Mexican Style Noodles with a Fried Egg

posted in: Mexican, Pasta, Vegetarian | 4

I’ve made this recipe quite a few times now and it’s strangely addictive. The first time I made it, I thought it was good but not anything to knock your socks off. But, when I was done eating, I was wishing for more. And I was excited to have the leftovers for lunch the next day, which is a good sign for me of a successful recipe. This is the first recipe that I’ve made that has you brown the uncooked noodles in butter. I have to say that I really like this method. It gives the noodles a toothyness that I really like and a buttery, nutty flavor. I think that’s what really makes the recipe for me.

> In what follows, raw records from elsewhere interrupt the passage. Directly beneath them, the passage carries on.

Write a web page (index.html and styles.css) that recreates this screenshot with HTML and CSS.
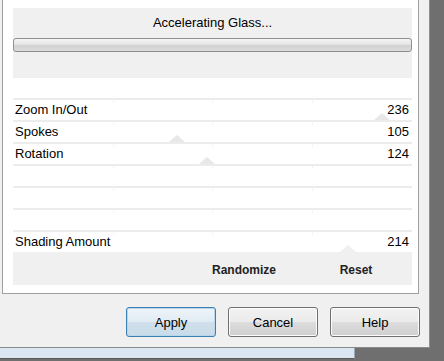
FILE: index.html
```html
<!DOCTYPE html>
<html lang="en">
<head>
    <meta charset="UTF-8">
    <title>Accelerating Glass</title>
    <link rel="stylesheet" href="styles.css">
</head>
<body>
    <div class="dialog">
        <div class="panel">
            <div class="content">
                <div class="header">
                    <div class="title">Accelerating Glass...</div>
                    <div class="progress"></div>
                </div>
                <div class="sliders">
                    <div class="row"><span>Zoom In/Out</span><span>236</span><i class="thumb" style="left: 92.55%"></i></div>
                    <div class="row"><span>Spokes</span><span>105</span><i class="thumb" style="left: 41.18%"></i></div>
                    <div class="row"><span>Rotation</span><span>124</span><i class="thumb" style="left: 48.63%"></i></div>
                    <div class="row"></div>
                    <div class="row"></div>
                    <div class="row"></div>
                    <div class="row"><span>Shading Amount</span><span>214</span><i class="thumb last" style="left: 83.92%"></i></div>
                </div>
                <div class="footer">
                    <span class="action">Randomize</span>
                    <span class="action">Reset</span>
                </div>
            </div>
        </div>
        <div class="buttons">
            <button class="btn default">Apply</button>
            <button class="btn">Cancel</button>
            <button class="btn">Help</button>
        </div>
    </div>
    <div class="taskbar"></div>
</body>
</html>
```

FILE: styles.css
```css
body {
    margin: 0;
    padding: 0;
    background-color: #6f6f6f;
    font-family: "Liberation Sans", Arial, sans-serif;
    font-size: 13px;
    color: #000;
    height: 361px;
    overflow: hidden;
}
.dialog {
    width: 430px;
    height: 348px;
    box-sizing: border-box;
    background-color: #f0f0f0;
    border-right: 1px solid #8f8f8f;
    border-bottom: 1px solid #8a8a8a;
}
.panel {
    margin-left: 2px;
    width: 417px;
    height: 294px;
    box-sizing: border-box;
    background-color: #fff;
    border-left: 1px solid #a0a0a0;
    border-right: 1px solid #a0a0a0;
    border-bottom: 1px solid #a0a0a0;
}
.content {
    padding: 8px 6px 0 10px;
}
.header {
    height: 70px;
    background-color: #f0f0f0;
}
.title {
    height: 30px;
    line-height: 29px;
    text-align: center;
}
.progress {
    height: 14px;
    box-sizing: border-box;
    border: 1px solid #8e8f8f;
    border-radius: 3px;
    background: linear-gradient(#f4f4f4, #e6e6e6 45%, #d2d2d2 55%, #dcdcdc);
}
.sliders {
    margin-top: 20px;
}
.row {
    position: relative;
    height: 22px;
    box-sizing: border-box;
    border-top: 2px solid #ececec;
    display: flex;
    justify-content: space-between;
    align-items: center;
    padding: 0 3px 1px 2px;
    background-image: linear-gradient(#f3f3f3, #f3f3f3), linear-gradient(#f3f3f3, #f3f3f3), linear-gradient(#f3f3f3, #f3f3f3);
    background-size: 1px 3px;
    background-repeat: no-repeat;
    background-position: 25% 0, 50% 0, 75% 0;
}
.row span {
    position: relative;
    z-index: 1;
}
.thumb {
    position: absolute;
    bottom: 0;
    width: 0;
    height: 0;
    border-left: 8px solid transparent;
    border-right: 8px solid transparent;
    border-bottom: 7px solid #e8e8e8;
    transform: translateX(-50%);
}
.thumb.last {
    border-bottom-color: #f0f0f0;
}
.footer {
    height: 33px;
    background-color: #f0f0f0;
    display: flex;
    justify-content: flex-end;
}
.action {
    width: 112px;
    padding-top: 2px;
    line-height: 33px;
    text-align: center;
    font-weight: bold;
    font-size: 12px;
    color: #222;
}
.buttons {
    display: flex;
    justify-content: flex-end;
    gap: 12px;
    padding: 13px 9px 0 0;
}
.btn {
    width: 90px;
    height: 30px;
    box-sizing: border-box;
    font-family: "Liberation Sans", Arial, sans-serif;
    font-size: 13px;
    color: #000;
    border: 1px solid #707070;
    border-radius: 3px;
    background: linear-gradient(#f2f2f2, #ebebeb 50%, #dddddd 50%, #cfcfcf);
    box-shadow: inset 0 0 0 1px #fcfcfc;
    padding: 0;
}
.btn.default {
    border-color: #3c7fb1;
    background: linear-gradient(#eef4f9, #e1ebf3 50%, #d0e0ec 50%, #c9dbe8);
    box-shadow: inset 0 0 0 1px #b8d6ea;
}
.taskbar {
    width: 355px;
    height: 11px;
    box-sizing: border-box;
    background-color: #dbe6f3;
    border-right: 1px solid #9aa8b8;
    border-bottom: 1px solid #5a5a5a;
}
```
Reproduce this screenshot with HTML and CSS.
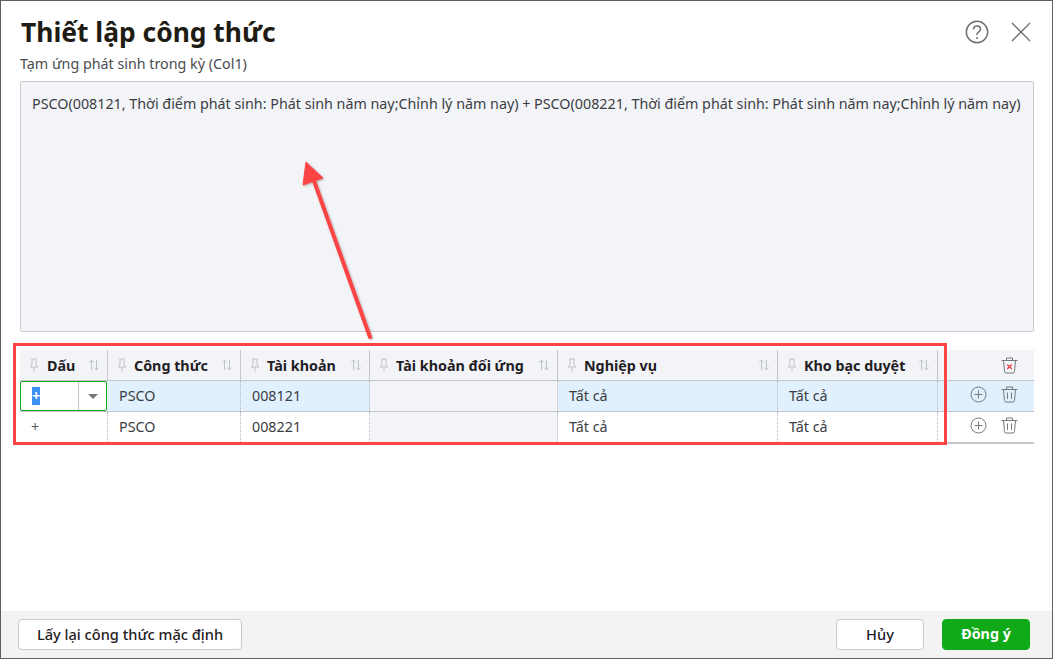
FILE: index.html
```html
<!DOCTYPE html>
<html lang="vi">
<head>
<meta charset="utf-8">
<title>Thiết lập công thức</title>
<link rel="stylesheet" href="styles.css">
</head>
<body>
<svg class="defs" width="0" height="0">
  <defs>
    <symbol id="pin" viewBox="0 0 10 14"><path d="M2.500 1h5M3 1v6L1 9h8L7 7V1M5 9v4.500" fill="none" stroke="#bfc2c9" stroke-width="1"/></symbol>
    <symbol id="sort" viewBox="0 0 12 12"><path d="M3.500 11V1.200M1 3.600l2.500-2.500L6 3.600M8.500 1v9.800M6 8.400l2.500 2.500 2.500-2.500" fill="none" stroke="#bfc2c9" stroke-width="1"/></symbol>
    <symbol id="add" viewBox="0 0 17 17"><circle cx="8.500" cy="8.500" r="7.500" fill="none" stroke="#77797d" stroke-width="1"/><path d="M4.500 8.500h8M8.500 4.500v8" stroke="#77797d" stroke-width="1"/></symbol>
    <symbol id="trash" viewBox="0 0 17 17"><path d="M0.500 3.500h16M5.500 3.500V1h6v2.500M2.500 3.500l1 11q.1 1.500 1.500 1.500h7q1.400 0 1.500-1.500l1-11M6.500 6.500v6.500M10.500 6.500v6.500" fill="none" stroke="#77797d" stroke-width="1"/></symbol>
  </defs>
</svg>
<main class="dialog">
  <header class="head">
    <h1 class="title">Thiết lập công thức</h1>
    <div class="head-icons">
      <svg class="icon-help" viewBox="0 0 24 24" width="24" height="24"><circle cx="12" cy="12" r="10.700" fill="none" stroke="#6c6e72" stroke-width="1.500"/><path d="M8.500 9.500q0-3.500 3.500-3.500t3.500 3.200q0 1.800-2 3t-1.500 2.800" fill="none" stroke="#6c6e72" stroke-width="1.500"/><circle cx="12" cy="18" r="1" fill="#6c6e72"/></svg>
      <svg class="icon-close" viewBox="0 0 20 20" width="20" height="20"><path d="M1 1l18 18M19 1L1 19" stroke="#6c6e72" stroke-width="1.300" fill="none"/></svg>
    </div>
  </header>
  <div class="sub">Tạm ứng phát sinh trong kỳ (Col1)</div>
  <div class="formula">PSCO(008121, Thời điểm phát sinh: Phát sinh năm nay;Chỉnh lý năm nay) + PSCO(008221, Thời điểm phát sinh: Phát sinh năm nay;Chỉnh lý năm nay)</div>

  <section class="grid">
    <div class="row row-head">
      <div class="hc"><svg class="pin"><use href="#pin"/></svg><span class="hl">Dấu</span><svg class="sort"><use href="#sort"/></svg></div>
      <div class="hc"><svg class="pin"><use href="#pin"/></svg><span class="hl">Công thức</span><svg class="sort"><use href="#sort"/></svg></div>
      <div class="hc"><svg class="pin"><use href="#pin"/></svg><span class="hl">Tài khoản</span><svg class="sort"><use href="#sort"/></svg></div>
      <div class="hc"><svg class="pin"><use href="#pin"/></svg><span class="hl">Tài khoản đối ứng</span><svg class="sort"><use href="#sort"/></svg></div>
      <div class="hc"><svg class="pin"><use href="#pin"/></svg><span class="hl">Nghiệp vụ</span><svg class="sort"><use href="#sort"/></svg></div>
      <div class="hc"><svg class="pin"><use href="#pin"/></svg><span class="hl">Kho bạc duyệt</span><svg class="sort"><use href="#sort"/></svg></div>
      <div class="hc hc-act">
        <svg class="trash-all" viewBox="0 0 17 17" width="17" height="17"><path d="M0.500 3.500h16M5.500 3.500V1h6v2.500M2.500 3.500l1 11q.1 1.500 1.500 1.500h7q1.400 0 1.500-1.500l1-11" fill="none" stroke="#77797d" stroke-width="1"/><path d="M6.200 7.500l4.600 4.600M10.800 7.500l-4.600 4.600" stroke="#e8434a" stroke-width="1.400"/></svg>
      </div>
    </div>
    <div class="row row-sel">
      <div class="c c-edit">
        <div class="combo"><span class="combo-val"><span class="selected">+</span></span><span class="combo-btn"><i class="caret"></i></span></div>
      </div>
      <div class="c">PSCO</div>
      <div class="c">008121</div>
      <div class="c c-ro"></div>
      <div class="c">Tất cả</div>
      <div class="c">Tất cả</div>
      <div class="c c-act"><svg class="act"><use href="#add"/></svg><svg class="act"><use href="#trash"/></svg></div>
    </div>
    <div class="row row-last">
      <div class="c c-sign">+</div>
      <div class="c">PSCO</div>
      <div class="c">008221</div>
      <div class="c c-ro"></div>
      <div class="c">Tất cả</div>
      <div class="c">Tất cả</div>
      <div class="c c-act"><svg class="act"><use href="#add"/></svg><svg class="act"><use href="#trash"/></svg></div>
    </div>
  </section>

  <footer class="foot">
    <button class="btn btn-reset">Lấy lại công thức mặc định</button>
    <div class="foot-right">
      <button class="btn btn-cancel">Hủy</button>
      <button class="btn btn-ok">Đồng ý</button>
    </div>
  </footer>

  <div class="mark-box"></div>
  <svg class="mark-arrow" viewBox="0 0 1053 659" width="1053" height="659">
    <defs><filter id="sh" x="-20%" y="-20%" width="140%" height="140%"><feDropShadow dx="1" dy="1" stdDeviation="1" flood-color="#000" flood-opacity=".3"/></filter></defs>
    <g filter="url(#sh)">
      <path d="M370 337L313 178" stroke="#fb4545" stroke-width="4" stroke-linecap="round" fill="none"/>
      <path d="M306 162L323 178L303 185Z" fill="#fb4545" stroke="#fb4545" stroke-width="1"/>
    </g>
  </svg>
</main>
</body>
</html>
```
FILE: styles.css
```css
* { box-sizing: border-box; }
html, body { margin: 0; padding: 0; }
body { background: #fff; font-family: "Noto Sans", "Open Sans", sans-serif; font-size: 14.3px; color: #33353a; }
.defs { position: absolute; }
.dialog { position: relative; width: 1053px; height: 659px; border: 1px solid #5e5e5e; display: flex; flex-direction: column; background: #fff; overflow: hidden; }
.head { display: flex; justify-content: space-between; align-items: flex-start; padding: 13px 21px 0 20px; height: 52px; }
.title { margin: 0; font-size: 26.4px; line-height: 36px; font-weight: 700; color: #1f1c14; }
.head-icons { display: flex; align-items: center; gap: 22px; padding-top: 6px; }
.sub { margin: 0 0 0 19px; height: 28px; line-height: 20px; padding-top: 1px; color: #4a4c50; }
.formula { margin: 0 18px 0 19px; height: 251px; background: #f3f4f8; border: 1px solid #c9cad0; border-radius: 2px; padding: 11px 11px; line-height: 22px; color: #3b3d42; white-space: nowrap; }
.grid { margin: 18px 18px 0 19px; border-bottom: 2px solid #c5c6cc; }
.row { display: grid; grid-template-columns: 88px 133px 129px 188px 220px 160px 96px; height: 31px; border-bottom: 1px solid #c5c6cc; }
.row-head { height: 31px; background: #f3f4f8; }
.row-sel { background: #e0f0fd; }
.row-last { height: 30px; border-bottom: 0; }
.hc { display: flex; align-items: center; padding: 0 7px 0 9px; border-right: 1px solid #c5c6cc; }
.hc-act { justify-content: flex-end; border-right: 0; padding-right: 16px; }
.pin { width: 10px; height: 14px; flex: none; margin-right: 7px; }
.hc:first-child .pin { margin-right: 8px; }
.hl { flex: 1; font-weight: 700; color: #1f2024; white-space: nowrap; }
.sort { width: 12px; height: 12px; flex: none; }
.c { display: flex; align-items: center; padding: 0 11px 2px; border-right: 1px dotted #b4b6bc; color: #3b3d42; }
.c-ro { background: #f3f4f8; }
.c-sign { padding-left: 11px; color: #55575c; }
.c-edit { padding: 0; border-right: 1px dotted transparent; }
.c-act { justify-content: flex-end; gap: 14px; padding: 0 16px 4px 0; border-right: 0; }
.combo { width: 87px; height: 30px; border: 1px solid #12a51e; border-radius: 2px; background: #fff; display: flex; flex: none; }
.combo-val { flex: 1; display: flex; align-items: center; padding-left: 11px; }
.selected { background: #3d8ff5; color: #fff; width: 8px; height: 18px; line-height: 18px; display: block; text-align: center; font-weight: 700; }
.combo-btn { width: 28px; border-left: 1px solid #c5c6cc; display: flex; align-items: center; justify-content: center; }
.caret { width: 0; height: 0; border-left: 5px solid transparent; border-right: 5px solid transparent; border-top: 5px solid #77797d; }
.act { width: 17px; height: 17px; flex: none; }
.foot { margin-top: auto; height: 47px; background: #f3f3f4; display: flex; align-items: flex-start; justify-content: space-between; padding: 8px 22px 0 17px; }
.foot-right { display: flex; gap: 18px; }
.btn { height: 31px; border-radius: 4px; font-family: inherit; font-size: 14.6px; font-weight: 500; padding: 0 0 2px; cursor: pointer; }
.btn-reset { width: 224px; background: #fff; border: 1px solid #c9cad0; color: #1f2024; }
.btn-cancel { width: 88px; background: #fff; border: 1px solid #c9cad0; color: #1f2024; }
.btn-ok { width: 88px; background: #10aa19; border: 1px solid #10aa19; color: #fff; font-weight: 700; font-size: 14.3px; }
.mark-box { position: absolute; left: 12px; top: 342px; width: 934px; height: 102px; border: 3px solid #fb4545; pointer-events: none; }
.mark-arrow { position: absolute; left: -1px; top: -1px; pointer-events: none; }
```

Mexican Style Noodles with a Fried Egg
Author: 
Recipe type: Pasta
Cuisine: Mexican
Serves: 6
 
Ingredients
  • 1 tablespoon unsalted butter
  • 12 ounces thin spaghetti, broken into small pieces
  • 3½ cups chicken broth (use vegetable broth to make vegetarian)
  • 1 14.5-ounce can tomato puree
  • 1 14.5-ounce can black beans, drained and rinsed
  • 1 chipotle chilies in adobo, chopped (leave this out if you don't like spice)
  • Kosher salt and black pepper
  • 6 large eggs
Instructions
  1. Melt 1 tablespoons of the butter in a large saucepan over medium heat.
  2. Add the spaghetti and cook, stirring, until browned, 5 to 7 minutes.
  3. Stir in the broth, tomato puree, black beans, chipotles, and ½ teaspoon each salt and pepper. Cook, stirring occasionally, until the spaghetti is tender and the sauce is thickened, about 15 minutes.
  4. Meanwhile, heat a large nonstick skillet over medium heat. Crack the eggs into the pan and cook until the whites are set and the yolks are still slightly runny, 3 to 5 minutes.
  5. Top the noodles with the fried eggs and Parmesan.
Nutrition Information
Serving size:  Calories: 383 Fat: 8 g Saturated fat: 3 g Unsaturated fat: 4 g Trans fat: 0 Carbohydrates: 61 g Sugar: 6 g Sodium: 875 mg Fiber: 13 g Protein: 19 g Cholesterol: 190 mg
11 Weight Watchers Smart Points per serving

Melt 1 tablespoons of the butter in a large saucepan over medium heat. Add the spaghetti and cook, stirring, until browned, 5 to 7 minutes.

Stir in the broth, tomato puree, black beans, chipotles, and ½ teaspoon each salt and pepper. Cook, stirring occasionally, until the spaghetti is tender and the sauce is thickened, about 15 minutes. (I usually add the chipotles in the end just to the adult plates. The kids can’t handle much spice.)

Meanwhile, heat a large nonstick skillet over medium heat. Crack the eggs into the pan and cook until the whites are set and the yolks are still slightly runny, 3 to 5 minutes. Top the noodles with the fried eggs and Parmesan.

 

4 Responses

  1. Kelly Reynolds

    This looks awesome and my kids will eat all the ingredients. Plus, it’s essentially dairy free for Lane–perfect!